Abstract

When they appeared in German translation, Tillich's American sermons - The Shaking of the Foundations , The New Being and The Eternal Now - were given the revealing subtitle Religiose Reden , or 'religious speeches'. In his 1923 System of the Sciences , Tillich placed preaching ('religious speech') within rhetoric as a part of practical theology: 'rhetoric on theonomous ground' ( GW I, 188). Tillich's homiletic theory is firmly embedded in his understanding of systematic theology; even as a preacher, Tillich remained above all a systematic theologian. His sermons, in much the same way as his famous method of correlation, are determined by his insistence upon posing with all seriousness the question of the relevance of the Christian message to his contemporary society. Tillich did not immediately arrive at this 'cultural-theological' understanding of the task of preaching.

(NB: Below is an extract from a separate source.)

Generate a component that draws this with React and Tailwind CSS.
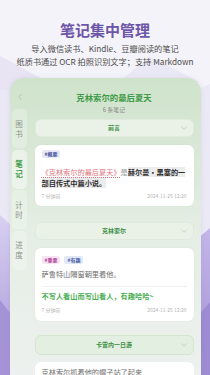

In his Kirchliche Apologetik of 1912-13 Tillich challenged apologetic theology to be conscious of the contemporary religious situation, characterized as the dominance of autonomous spiritual forms that had become foreign to the churches and to Christianity. By contrast, he characterized sermons as the presentation ( Darlegung ) of Christian teachings to the conscious members of that community ( GW XIII, 44). However, in the course of the 1920s Tillich abandoned this dualism between apologetics and sermons. In his 1928 lecture 'The Protestant Message and the Man of Today' Tillich characterized his contemporaries as living in a situation of an uncertain autonomy ( GW VII, 70-83; ProtE , 192-205).